Though the team doesn't have a single Top 10 player, per PFF, no other club has more than four (Cardinals, Redskins, Packers) in the Top 50. 

And the Patriots probably should have had at least one other player included. 

Not LeGarrette Blount, though he set a franchise record for rushing touchdowns last season. Not Chris Long, though he led the team in total quarterback pressures as he played out his one-year deal in New England. It's Alan Branch, 32, who is coming off of arguably his best season in 10 years as a pro. 

A powerful run defender, Bill Belichick called Branch the team's most consistent interior defensive lineman, and late in the season the coach made it clear just how much value there is in having a player with Branch's stature (6-foot-6, 350 pounds) and athleticism up front.

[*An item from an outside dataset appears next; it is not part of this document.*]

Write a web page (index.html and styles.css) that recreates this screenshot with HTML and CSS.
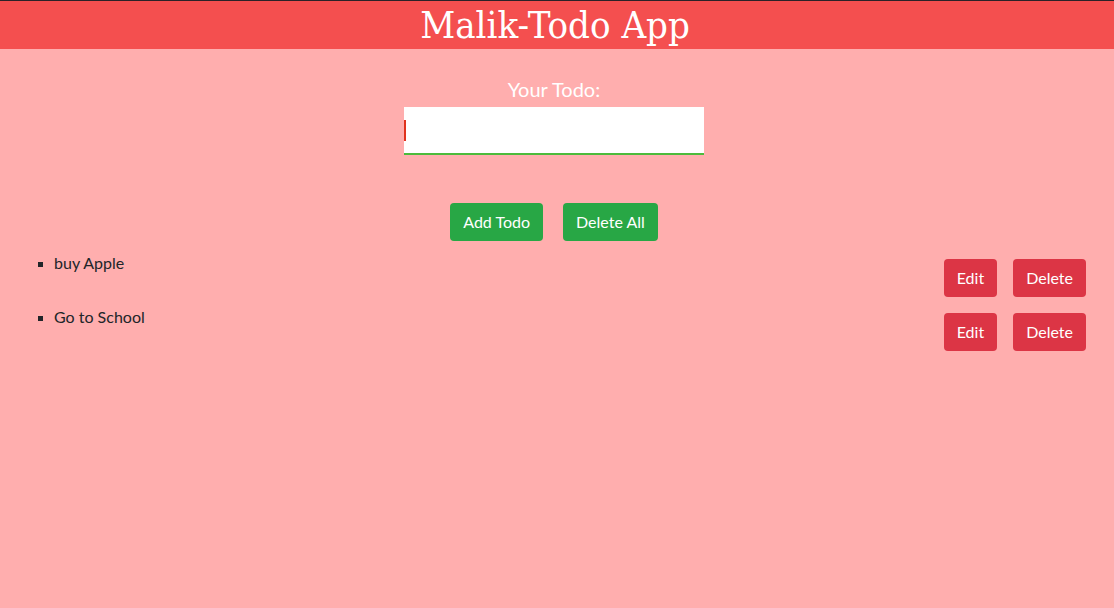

"Alan has done a great job for us," Belichick said. "And along with his play, which is certainly significant, one of the things that’s really been impressive about him has been his play time. So in addition to his overall production he’s played a lot more than he has in quite a while in terms of number of plays. 

"From a production standpoint he’s got, again, quite a few tackles, tackles for loss. It’s hard to measure the disruptive plays but he’s certainly got his share of those. He’s played very well for us in the running game. He’s given us a presence in the pass rush of a long, physical player in the middle. That’s all been really good, and he’s played more plays so all of that is good. 

"How unique is it? I mean, yeah, guys that weigh 350 pounds and are athletic and long like he is; I mean they don’t grow on trees. They’re hard to find. Ted Washington had that kind of length and size. Ted was 6-5, but Alan moves better than Ted does, or did at that point in his career. We’ve had some other longer guys like Richard [Seymour] or guys like that, but they weren’t 350 pounds. There’s not too many of them."

Though he may not make everyone's Top 50, Branch should certainly be mentioned on any list of impact players Belichick and his staff are at risk of losing in a few weeks. It's a long one.